When setting endpoints to the ips of eks worker nodes, the error is Get "https://x.x.x.x:10259/metrics": dial tcp 172.27.172.254:10259: connect: connection refused.
Any idea on how to address this or isn't it possible at all to monitor the services and should just disable them in values.yaml?
@bmgante can you access the scheduler metrics endpoint from a container in the cluster (create a container in any namespace and try a curl)?
Managed Kubernetes services do not generally make control plane's metrics endpoints accessible to customers, except for kube-api-server. This is also true for EKS (to provide at least some important scheduler's metrics, EKS planned to make them available through Cloudwatch).

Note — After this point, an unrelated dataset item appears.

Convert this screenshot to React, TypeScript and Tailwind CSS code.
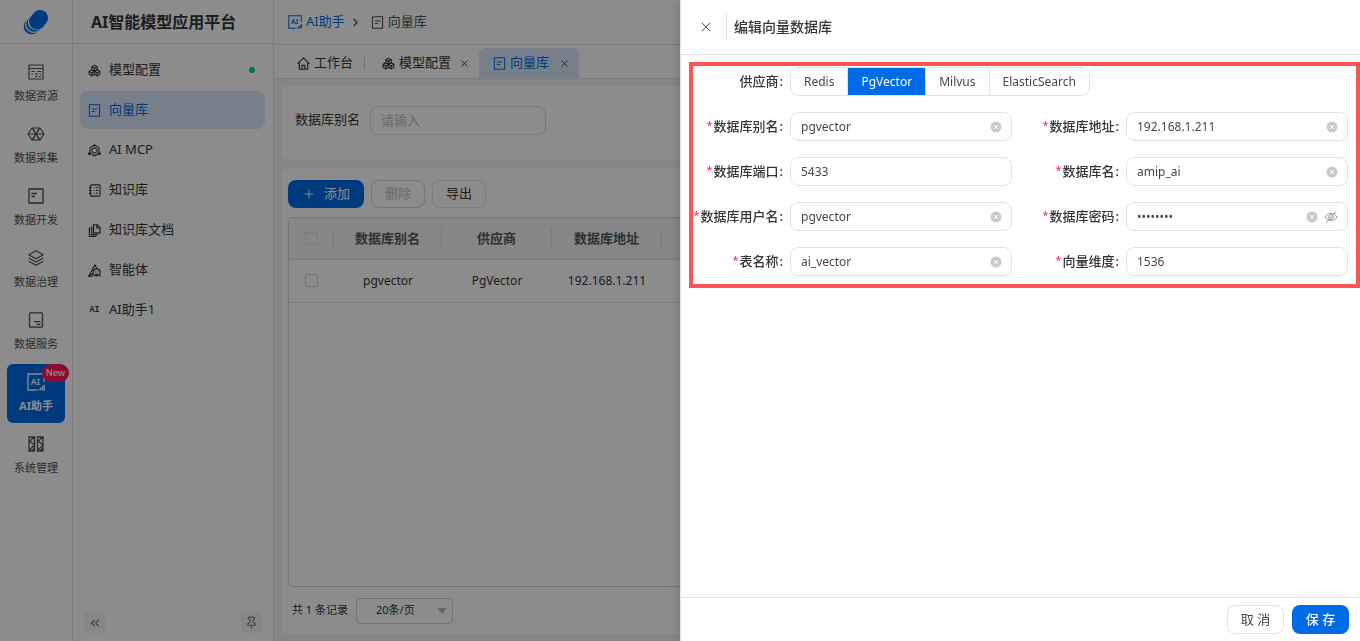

Ok thanks. I’ve just disabled that monitoring on values.yaml to avoid having alerts.
zeritti @.***> escreveu em qui., 25/05/2023 às 22:11 :
Managed Kubernetes services do not generally make control plane's metrics endpoints accessible to customers, except for kube-api-server. This is also true for EKS (to provide at least some important scheduler's metrics, EKS planned to make them available through Cloudwatch).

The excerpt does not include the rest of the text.